## Given task
Copy each line with the word "components" in it.

## Given records
+++
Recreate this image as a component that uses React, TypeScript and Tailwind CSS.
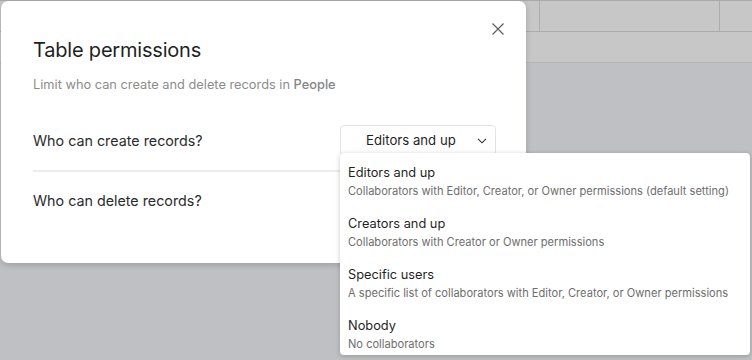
const options = [
  { label: 'Editors and up', desc: 'Collaborators with Editor, Creator, or Owner permissions (default setting)' },
  { label: 'Creators and up', desc: 'Collaborators with Creator or Owner permissions' },
  { label: 'Specific users', desc: 'A specific list of collaborators with Editor, Creator, or Owner permissions' },
  { label: 'Nobody', desc: 'No collaborators' },
];

function Chevron() {
  return (
    <svg width="10" height="6" viewBox="0 0 10 6" fill="none" className="text-[#333]">
      <path d="M1 0.8 L5 4.8 L9 0.8" stroke="currentColor" strokeWidth="1.1" />
    </svg>
  );
}

function SelectButton({ value }: { value?: string }) {
  return (
    <div className="flex h-[31px] w-[156px] items-center rounded-[4px] border border-[#e3e3e3] bg-white pl-[25px] pr-[8px]">
      <span className="flex-1 text-[13.2px] text-[#1f1f1f]">{value}</span>
      <Chevron />
    </div>
  );
}

export default function App() {
  return (
    <div
      className="relative h-[360px] w-[752px] overflow-hidden bg-[#bfc0c4]"
      style={{ fontFamily: 'Inter, "Noto Sans", sans-serif' }}
    >
      {/* dimmed grid behind the dialog */}
      <div className="border-t border-[#a9a9a9] bg-[#c7c7c7]">
        <div className="flex h-[31px] border-b border-[#adadad]">
          <div className="w-[540px] border-r border-[#adadad]" />
          <div className="w-[180px] border-r border-[#adadad]" />
          <div className="flex-1" />
        </div>
        <div className="h-[31px] border-b border-[#b3b3b3]" />
      </div>

      {/* dialog */}
      <div className="absolute left-[1px] top-[1px] h-[262px] w-[525px] rounded-[7px] bg-white shadow-[0_2px_6px_rgba(0,0,0,0.18)]">
        <div className="flex items-start justify-between pl-[32px] pr-[22px] pt-[34px]">
          <h1 className="text-[20px] leading-[30px] tracking-[-0.2px] text-[#1d1f25]">Table permissions</h1>
          <svg width="12" height="12" viewBox="0 0 12 12" className="mt-[-12px] text-[#5a5a5a]">
            <path d="M0.5 0.5 L11.5 11.5 M11.5 0.5 L0.5 11.5" stroke="currentColor" strokeWidth="1.1" />
          </svg>
        </div>
        <p className="mt-[10px] pl-[32px] text-[12.8px] text-[#8c8c8c]">
          Limit who can create and delete records in <span className="font-medium text-[#858585]">People</span>
        </p>
        <div className="mx-[30px] mt-[31px] pl-[2px]">
          <div className="flex items-center justify-between border-b-2 border-[#ececec] pb-[14px]">
            <span className="text-[14.3px] text-[#2b2b2b]">Who can create records?</span>
            <SelectButton value="Editors and up" />
          </div>
          <div className="flex items-center justify-between pt-[13px]">
            <span className="text-[14.3px] text-[#2b2b2b]">Who can delete records?</span>
            <SelectButton />
          </div>
        </div>
      </div>

      {/* open dropdown menu */}
      <div className="absolute left-[340px] top-[153px] flex w-[410px] flex-col gap-[15px] rounded-[4px] bg-white pb-[3px] pt-[10px] shadow-[0_1px_5px_rgba(0,0,0,0.22)]">
        {options.map((o) => (
          <div key={o.label} className="flex flex-col px-[8px]">
            <span className="text-[12.8px] leading-[20px] text-[#1f1f1f]">{o.label}</span>
            <span className="text-[11.1px] leading-[16px] text-[#6e6e6e]">{o.desc}</span>
          </div>
        ))}
      </div>
    </div>
  );
}
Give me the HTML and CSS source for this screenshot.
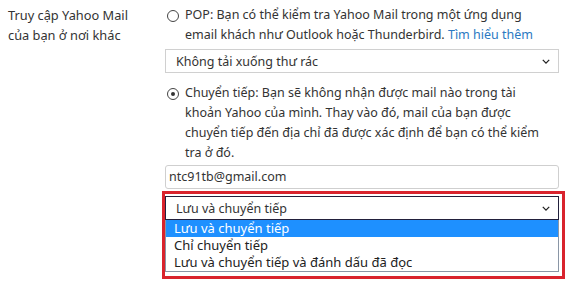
FILE: index.html
```html
<!DOCTYPE html>
<html lang="vi">
<head>
  <meta charset="UTF-8">
  <title>Truy cập Yahoo Mail</title>
  <link rel="stylesheet" href="styles.css">
</head>
<body>

  <div class="setting">
    <div class="label">Truy cập Yahoo Mail của bạn ở nơi khác</div>

    <div class="options">
      <div class="radio-row">
        <span class="radio"></span>
        <p>POP: Bạn có thể kiểm tra Yahoo Mail trong một ứng dụng<br>email khách như Outlook hoặc Thunderbird. <a href="#">Tìm hiểu thêm</a></p>
      </div>

      <div class="select">
        <span>Không tải xuống thư rác</span>
        <svg class="chevron" viewBox="0 0 10 6"><path d="M1 1l4 4 4-4" /></svg>
      </div>

      <div class="radio-row">
        <span class="radio checked"></span>
        <p>Chuyển tiếp: Bạn sẽ không nhận được mail nào trong tài<br>khoản Yahoo của mình. Thay vào đó, mail của bạn được<br>chuyển tiếp đến địa chỉ đã được xác định để bạn có thể kiểm<br>tra ở đó.</p>
      </div>

      <div class="input">ntc91tb@gmail.com</div>

      <div class="highlight">
        <div class="select open">
          <span>Lưu và chuyển tiếp</span>
          <svg class="chevron" viewBox="0 0 10 6"><path d="M1 1l4 4 4-4" /></svg>
        </div>
        <ul class="list">
          <li class="active">Lưu và chuyển tiếp</li>
          <li>Chỉ chuyển tiếp</li>
          <li>Lưu và chuyển tiếp và đánh dấu đã đọc</li>
        </ul>
      </div>
    </div>
  </div>

</body>
</html>
```

FILE: styles.css
```css
body {
  margin: 0;
  padding: 5px 8px 0 8px;
  font-family: 'Noto Sans', 'Open Sans', sans-serif;
  font-size: 12.5px;
  color: #333;
  background: #fff;
}

.setting {
  display: grid;
  grid-template-columns: 157px 394px;
}

.label {
  line-height: 20px;
  width: 125px;
  font-size: 12.8px;
}

.radio-row {
  display: flex;
  align-items: flex-start;
  gap: 6px;
  padding-left: 2px;
}

.radio-row p {
  margin: 0;
  line-height: 20px;
  white-space: nowrap;
}

.radio {
  flex: none;
  width: 10px;
  height: 10px;
  margin-top: 5px;
  border: 1px solid #444;
  border-radius: 50%;
  position: relative;
}

.radio.checked::after {
  content: '';
  position: absolute;
  left: 3px;
  top: 3px;
  width: 4px;
  height: 4px;
  border-radius: 50%;
  background: #333;
}

a {
  color: #2b79c2;
  text-decoration: none;
}

.select {
  display: flex;
  align-items: center;
  justify-content: space-between;
  height: 22px;
  padding: 0 8px 0 10px;
  border: 1px solid #d0d0d0;
  margin: 4px 0 10px 0;
}

.chevron {
  width: 8px;
  height: 5px;
  fill: none;
  stroke: #222;
  stroke-width: 1.6;
}

.input {
  height: 22px;
  line-height: 22px;
  padding: 0 3px;
  border: 1px solid #cfcfcf;
  border-radius: 3px;
  margin-top: 2px;
}

.highlight {
  margin: 2px -6px 0 -3px;
  padding: 2px 3px 4px 0;
  border: 3px solid #d9232d;
}

.select.open {
  margin: 0;
  border-color: #22203c;
}

.list {
  list-style: none;
  margin: 0;
  padding: 0;
  border: 1px solid #8a96a6;
  border-top: none;
  font-size: 13px;
}

.list li {
  height: 17px;
  line-height: 17px;
  padding-left: 8px;
  color: #222;
}

.list li.active {
  background: #1e90ff;
  color: #fff;
}
```
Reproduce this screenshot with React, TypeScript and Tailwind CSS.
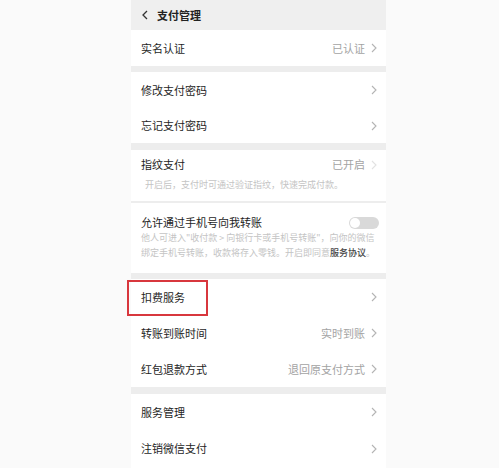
import React from 'react';

const font = { fontFamily: '"Noto Sans CJK SC", "Noto Sans", sans-serif' };

const Chevron = ({ faint }: { faint?: boolean }) => (
    <svg width="6" height="10" viewBox="0 0 6 10" className="shrink-0">
        <path d="M1 1 L5 5 L1 9" fill="none" stroke={faint ? '#e2e2e2' : '#b4b4b4'} strokeWidth="1.1" />
    </svg>
);

const Row = ({ label, value, h = 'h-[36px]' }: { label: string; value?: string; h?: string }) => (
    <div className={`flex items-center justify-between pl-[10px] pr-[9px] ${h}`}>
        <span className="text-[11px] text-[#1e1e1e]">{label}</span>
        <div className="flex items-center gap-[6px]">
            {value && <span className="text-[11px] text-[#a3a3a3]">{value}</span>}
            <Chevron />
        </div>
    </div>
);

export default function App() {
    return (
        <div className="w-[499px] h-[468px] overflow-hidden bg-[#fafafa]" style={font}>
            <div className="ml-[131px] w-[255px] h-full bg-[#ededed] flex flex-col relative">
                {/* Header */}
                <div className="shrink-0 h-[30px] flex items-center pl-[10px] gap-[9px] bg-[#efefef]">
                    <svg width="7" height="10" viewBox="0 0 7 10">
                        <path d="M6 1 L2 5 L6 9" fill="none" stroke="#333" strokeWidth="1.3" />
                    </svg>
                    <span className="text-[11px] font-bold text-[#222]">支付管理</span>
                </div>

                <div className="shrink-0 bg-white">
                    <Row label="实名认证" value="已认证" />
                </div>

                <div className="shrink-0 bg-white mt-[6px]">
                    <Row label="修改支付密码" h="h-[36px]" />
                    <Row label="忘记支付密码" h="h-[35px]" />
                </div>

                {/* 指纹支付 */}
                <div className="shrink-0 bg-white mt-[7px] pt-[7px] pb-[9px] pl-[10px] pr-[9px]">
                    <div className="flex items-center justify-between h-[15px]">
                        <span className="text-[11px] text-[#1e1e1e]">指纹支付</span>
                        <div className="flex items-center gap-[6px]">
                            <span className="text-[11px] text-[#a3a3a3]">已开启</span>
                            <Chevron faint />
                        </div>
                    </div>
                    <p className="mt-[6px] pl-[4px] text-[9px] leading-[14px] text-[#c4c4c4]">
                        开启后，支付时可通过验证指纹，快速完成付款。
                    </p>
                </div>

                {/* 手机号转账 */}
                <div className="shrink-0 bg-white mt-[2px] pt-[12px] pb-[13px] pl-[10px] pr-[7px]">
                    <div className="flex items-center justify-between h-[15px]">
                        <span className="text-[11px] text-[#1e1e1e]">允许通过手机号向我转账</span>
                        <div className="w-[30px] h-[12px] rounded-full bg-[#d9d9d9] p-[1px] flex items-center">
                            <div className="w-[10px] h-[10px] rounded-full bg-white" />
                        </div>
                    </div>
                    <p className="text-[9px] leading-[15px] text-[#c4c4c4] whitespace-nowrap">
                        他人可进入"收付款 &gt; 向银行卡或手机号转账"，向你的微信
                        <br />
                        绑定手机号转账，收款将存入零钱。开启即同意
                        <span className="text-[#444] font-medium">服务协议</span>。
                    </p>
                </div>

                <div className="shrink-0 bg-white mt-[6px]">
                    <Row label="扣费服务" />
                    <Row label="转账到账时间" value="实时到账" />
                    <Row label="红包退款方式" value="退回原支付方式" />
                </div>

                <div className="bg-white mt-[7px] flex-1">
                    <Row label="服务管理" />
                    <Row label="注销微信支付" h="h-[37px]" />
                </div>

                {/* highlight box */}
                <div className="absolute left-[-4px] top-[280px] w-[81px] h-[36px] border-2 border-[#d8373d]" />
            </div>
        </div>
    );
}
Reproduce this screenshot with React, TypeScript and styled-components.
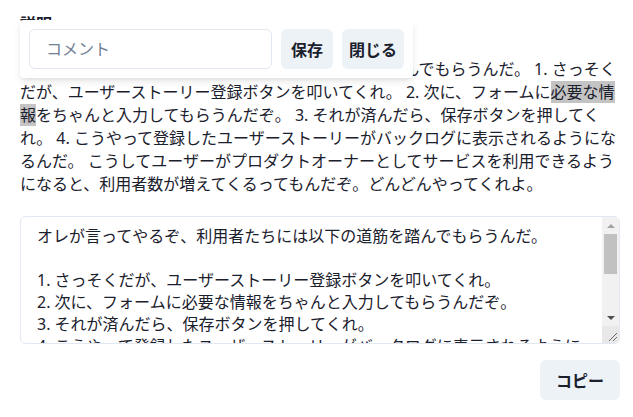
import styled, { createGlobalStyle } from "styled-components"

const GlobalStyle = createGlobalStyle`
  body {
    margin: 0;
    background: #ffffff;
    color: #1a202c;
    font-family: "Noto Sans", "Noto Sans CJK JP", sans-serif;
  }
`

const description =
  "オレが言ってやるぞ、利用者たちには以下の道筋を踏んでもらうんだ。\n\n" +
  "1. さっそくだが、ユーザーストーリー登録ボタンを叩いてくれ。\n" +
  "2. 次に、フォームに必要な情報をちゃんと入力してもらうんだぞ。\n" +
  "3. それが済んだら、保存ボタンを押してくれ。\n" +
  "4. こうやって登録したユーザーストーリーがバックログに表示されるようになるんだ。\n\n" +
  "こうしてユーザーがプロダクトオーナーとしてサービスを利用できるようになると、利用者数が増えてくるってもんだぞ。どんどんやってくれよ。"

const App = () => {
  return (
    <Page>
      <GlobalStyle />
      <Heading>説明</Heading>
      <Body>
        オレが言ってやるぞ、利用者たちには以下の道筋を踏んでもらうんだ。 1. さっそくだが、ユーザーストーリー登録ボタンを叩いてくれ。 2. 次に、フォームに
        <Selected>必要な情報</Selected>
        をちゃんと入力してもらうんだぞ。 3. それが済んだら、保存ボタンを押してくれ。 4. こうやって登録したユーザーストーリーがバックログに表示されるようになるんだ。 こうしてユーザーがプロダクトオーナーとしてサービスを利用できるようになると、利用者数が増えてくるってもんだぞ。どんどんやってくれよ。
      </Body>
      <Field>
        <Editor defaultValue={description} />
        {/* the browser hides native scrollbars in the capture, so draw one */}
        <ScrollBar aria-hidden>
          <Arrow $dir="up" />
          <Track>
            <Thumb />
          </Track>
          <Arrow $dir="down" />
          <Resizer>
            <svg width="17" height="17" viewBox="0 0 17 17">
              <path d="M15 7 L7 15 M15 11 L11 15" stroke="#6b6b6b" strokeWidth="1" fill="none" />
            </svg>
          </Resizer>
        </ScrollBar>
      </Field>
      <Actions>
        <Button>コピー</Button>
      </Actions>
      <CommentPopover>
        <CommentInput placeholder="コメント" />
        <Button $px={10}>保存</Button>
        <Button $px={7}>閉じる</Button>
      </CommentPopover>
    </Page>
  )
}

export default App

const Page = styled.div`
  position: relative;
  width: 600px;
  padding: 12px 20px 20px;
`

const Heading = styled.h2`
  margin: 0 0 22px;
  font-size: 16px;
  font-weight: 700;
  line-height: 24px;
`

const Body = styled.p`
  margin: 0 0 20px;
  font-size: 16px;
  line-height: 23px;
`

const Selected = styled.span`
  background: #c4c4c4;
`

const Field = styled.div`
  position: relative;
`

const Editor = styled.textarea`
  display: block;
  box-sizing: border-box;
  width: 100%;
  height: 128px;
  padding: 8px 33px 8px 16px;
  border: 1px solid #e2e8f0;
  border-radius: 6px;
  color: #1a202c;
  font-family: inherit;
  font-size: 16px;
  line-height: 22px;
  outline: none;
  resize: none;
  overflow: hidden;
`

const ScrollBar = styled.div`
  position: absolute;
  top: 1px;
  right: 1px;
  bottom: 1px;
  width: 17px;
  display: flex;
  flex-direction: column;
  background: #f1f1f1;
  border-top-right-radius: 5px;
`

const Arrow = styled.div<{ $dir: "up" | "down" }>`
  height: 17px;
  display: flex;
  align-items: center;
  justify-content: center;

  &::before {
    content: "";
    width: 0;
    height: 0;
    border-left: 4px solid transparent;
    border-right: 4px solid transparent;
    ${(p) =>
      p.$dir === "up"
        ? "border-bottom: 4px solid #a3a3a3;"
        : "border-top: 4px solid #505050;"}
  }
`

const Track = styled.div`
  flex: 1;
  padding: 0 2px;
`

const Thumb = styled.div`
  height: 40px;
  background: #c1c1c1;
`

const Resizer = styled.div`
  height: 17px;
  background: #e8e8e8;
  border-bottom-right-radius: 5px;

  svg {
    display: block;
  }
`

const Actions = styled.div`
  display: flex;
  justify-content: flex-end;
  margin-top: 16px;
`

const Button = styled.button<{ $px?: number }>`
  height: 40px;
  padding: 0 ${(p) => p.$px ?? 16}px;
  border: none;
  border-radius: 6px;
  background: #edf2f7;
  color: #1a202c;
  font-family: inherit;
  font-size: 16px;
  font-weight: 700;
  cursor: pointer;
`

const CommentPopover = styled.div`
  position: absolute;
  top: 20px;
  left: 20px;
  display: flex;
  align-items: center;
  gap: 9px;
  padding: 9px;
  background: #ffffff;
  border-radius: 4px;
  box-shadow: 0 4px 8px -1px rgba(0, 0, 0, 0.1), 0 2px 4px -1px rgba(0, 0, 0, 0.06);
`

const CommentInput = styled.input`
  box-sizing: border-box;
  width: 243px;
  height: 40px;
  padding: 0 16px;
  border: 1px solid #e2e8f0;
  border-radius: 6px;
  color: #1a202c;
  font-family: inherit;
  font-size: 16px;
  outline: none;

  &::placeholder {
    color: #718096;
  }
`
+++
## Written solution
Reproduce this screenshot with React, TypeScript and styled-components.
import styled, { createGlobalStyle } from "styled-components"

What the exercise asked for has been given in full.